Materializer pipelines
A reader can do only one thing: read a program in from a file and return it. Like a reader, a materializer returns a program, but it can work in two ways:
Materialize the program from a file (by calling a reader)
Materialize the program by translating it from a higher-level language.
The choice is determined by the identity of the input language, which is given to the materializer as a parameter.
Let’s look at two materializers. Dive back into uft.sml
and look at function VO_of
, which materializes virtual object code.
If the input language is
VO
, we can materializeVO
code by reading it from a file. Except we can’t, because I haven’t bothered to define aVO
reader for the UFT. Virtual object code is the end of the translation pipeline; since there is nothing we can translateVO
to, there is no point in reading it.If the input language is anything else (
inLang
), then we can getVO
code by first materializingVS
code, then assembling it. To do that, we build a little translation pipeline:VS_of inLang >=> Assembler.translate
This case works with any
inLang
that can be translated to assembly code. That’s what makes it a Universal, Forward translator.
Next, look at function VS_of
, which materializes assembly language:
If the input language is
VS
, we can materializeVS
code by reading it from a file.If the input language is anything else (
inLang
), we’d like to get K-normal form frominLang
, then generate assembly code from K-normal form. That will be the main event of module 6.
Eventually we’ll have a materializer for every internal language, and most of them look like a combination of these two: a reading option and a translation option. And K-normal form will have two materializers because it will have two flavors: one with names as VM registers and one with names as strings.

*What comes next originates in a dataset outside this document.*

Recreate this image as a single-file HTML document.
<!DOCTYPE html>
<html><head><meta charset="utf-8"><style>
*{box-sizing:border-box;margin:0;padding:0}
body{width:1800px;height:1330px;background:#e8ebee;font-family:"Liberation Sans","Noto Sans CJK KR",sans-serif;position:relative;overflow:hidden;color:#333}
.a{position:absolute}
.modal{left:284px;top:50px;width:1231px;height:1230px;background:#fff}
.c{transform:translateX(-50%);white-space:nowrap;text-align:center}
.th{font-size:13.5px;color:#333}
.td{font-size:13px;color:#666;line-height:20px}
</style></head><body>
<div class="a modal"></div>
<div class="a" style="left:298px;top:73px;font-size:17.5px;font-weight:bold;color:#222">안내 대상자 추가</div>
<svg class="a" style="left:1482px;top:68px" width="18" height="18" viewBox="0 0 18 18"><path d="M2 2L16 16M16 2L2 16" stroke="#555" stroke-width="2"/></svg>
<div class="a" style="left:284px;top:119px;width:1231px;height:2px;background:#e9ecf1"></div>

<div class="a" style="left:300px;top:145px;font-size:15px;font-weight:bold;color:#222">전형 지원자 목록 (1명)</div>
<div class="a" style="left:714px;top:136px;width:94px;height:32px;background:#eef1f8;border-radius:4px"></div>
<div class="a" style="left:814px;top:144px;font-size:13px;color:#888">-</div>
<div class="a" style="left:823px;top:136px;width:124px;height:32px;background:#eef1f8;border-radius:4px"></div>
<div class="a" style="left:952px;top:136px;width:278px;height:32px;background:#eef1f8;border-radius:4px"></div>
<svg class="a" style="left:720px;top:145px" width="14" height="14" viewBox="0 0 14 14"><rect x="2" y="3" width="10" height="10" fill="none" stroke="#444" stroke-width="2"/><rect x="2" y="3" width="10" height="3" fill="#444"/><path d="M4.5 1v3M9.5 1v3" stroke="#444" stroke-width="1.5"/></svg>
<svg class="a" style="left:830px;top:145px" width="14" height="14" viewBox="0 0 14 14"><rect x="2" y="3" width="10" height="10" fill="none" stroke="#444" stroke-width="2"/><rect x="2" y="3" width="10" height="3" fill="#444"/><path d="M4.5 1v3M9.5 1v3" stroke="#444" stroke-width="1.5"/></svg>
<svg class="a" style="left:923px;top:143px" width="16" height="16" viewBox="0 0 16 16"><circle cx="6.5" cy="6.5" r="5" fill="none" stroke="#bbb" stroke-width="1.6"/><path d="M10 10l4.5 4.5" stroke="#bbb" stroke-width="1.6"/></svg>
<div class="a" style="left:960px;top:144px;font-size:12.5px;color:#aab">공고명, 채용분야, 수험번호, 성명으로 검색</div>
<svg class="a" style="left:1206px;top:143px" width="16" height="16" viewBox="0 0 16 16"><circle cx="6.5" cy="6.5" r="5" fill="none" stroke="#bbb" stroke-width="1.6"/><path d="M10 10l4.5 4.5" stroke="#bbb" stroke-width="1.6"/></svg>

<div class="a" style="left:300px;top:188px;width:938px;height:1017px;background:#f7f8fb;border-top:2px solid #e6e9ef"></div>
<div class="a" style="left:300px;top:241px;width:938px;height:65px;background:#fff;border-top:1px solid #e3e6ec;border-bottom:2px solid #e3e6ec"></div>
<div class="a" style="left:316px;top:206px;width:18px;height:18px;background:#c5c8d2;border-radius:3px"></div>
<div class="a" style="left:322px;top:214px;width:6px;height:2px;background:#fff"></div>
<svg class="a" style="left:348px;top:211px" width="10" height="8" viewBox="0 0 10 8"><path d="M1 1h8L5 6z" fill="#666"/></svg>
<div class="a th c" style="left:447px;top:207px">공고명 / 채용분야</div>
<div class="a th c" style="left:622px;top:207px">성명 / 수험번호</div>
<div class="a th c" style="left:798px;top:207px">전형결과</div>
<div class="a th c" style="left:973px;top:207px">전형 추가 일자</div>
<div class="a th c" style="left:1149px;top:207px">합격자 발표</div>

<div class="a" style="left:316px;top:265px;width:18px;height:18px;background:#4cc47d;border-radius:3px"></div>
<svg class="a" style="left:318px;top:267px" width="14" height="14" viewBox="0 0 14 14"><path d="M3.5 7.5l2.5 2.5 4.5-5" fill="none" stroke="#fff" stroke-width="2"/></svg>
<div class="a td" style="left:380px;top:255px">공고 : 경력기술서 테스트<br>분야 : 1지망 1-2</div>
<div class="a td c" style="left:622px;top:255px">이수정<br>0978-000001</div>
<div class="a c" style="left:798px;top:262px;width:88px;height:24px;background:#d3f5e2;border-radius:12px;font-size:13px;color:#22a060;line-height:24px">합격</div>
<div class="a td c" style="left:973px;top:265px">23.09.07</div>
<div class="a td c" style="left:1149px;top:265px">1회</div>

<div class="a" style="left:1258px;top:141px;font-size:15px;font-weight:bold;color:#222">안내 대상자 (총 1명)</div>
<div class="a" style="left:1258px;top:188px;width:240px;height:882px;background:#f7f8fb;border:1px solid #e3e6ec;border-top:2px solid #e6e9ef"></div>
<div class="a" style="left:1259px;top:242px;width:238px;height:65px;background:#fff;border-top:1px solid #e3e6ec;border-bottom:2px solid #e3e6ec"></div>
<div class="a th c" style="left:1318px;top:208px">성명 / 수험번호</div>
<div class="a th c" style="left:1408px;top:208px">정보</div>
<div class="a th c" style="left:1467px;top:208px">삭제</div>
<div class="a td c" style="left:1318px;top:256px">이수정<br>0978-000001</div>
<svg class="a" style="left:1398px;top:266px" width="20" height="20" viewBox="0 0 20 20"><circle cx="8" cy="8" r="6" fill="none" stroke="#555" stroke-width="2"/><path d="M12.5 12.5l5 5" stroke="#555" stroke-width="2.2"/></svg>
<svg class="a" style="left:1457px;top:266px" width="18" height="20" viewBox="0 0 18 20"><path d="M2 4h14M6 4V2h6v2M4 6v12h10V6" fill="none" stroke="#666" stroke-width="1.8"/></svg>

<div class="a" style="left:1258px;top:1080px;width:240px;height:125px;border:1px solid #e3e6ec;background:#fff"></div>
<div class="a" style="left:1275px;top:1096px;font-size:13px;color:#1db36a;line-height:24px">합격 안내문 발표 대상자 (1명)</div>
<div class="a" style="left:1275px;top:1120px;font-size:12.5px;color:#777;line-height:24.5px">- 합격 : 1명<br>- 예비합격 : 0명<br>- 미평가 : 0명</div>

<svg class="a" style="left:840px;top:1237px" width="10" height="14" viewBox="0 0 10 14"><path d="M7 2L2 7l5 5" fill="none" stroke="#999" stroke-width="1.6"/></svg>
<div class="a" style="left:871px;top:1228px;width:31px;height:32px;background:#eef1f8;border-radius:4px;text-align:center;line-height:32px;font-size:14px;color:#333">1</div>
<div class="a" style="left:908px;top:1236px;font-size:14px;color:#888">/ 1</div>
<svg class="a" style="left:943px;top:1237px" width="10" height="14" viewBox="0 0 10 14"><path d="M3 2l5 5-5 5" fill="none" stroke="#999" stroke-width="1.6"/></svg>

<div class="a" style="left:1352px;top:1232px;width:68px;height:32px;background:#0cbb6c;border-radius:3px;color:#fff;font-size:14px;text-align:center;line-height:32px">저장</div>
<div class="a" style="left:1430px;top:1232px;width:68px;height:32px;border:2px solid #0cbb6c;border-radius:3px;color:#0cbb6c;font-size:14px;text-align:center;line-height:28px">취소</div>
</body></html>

The Universal Forward Translator
The heart of the Universal Forward Translator is function translate
in file uft.sml
. It works by case analysis on the output language: whatever language is asked for, translate
tries to materialize it and emit it. In module 5 I ship cases for VO
, VS
, and HO
. You’ll add the KN
case, and we’ll add the remaining cases as we add languages and translations in modules 8, 9, and 10.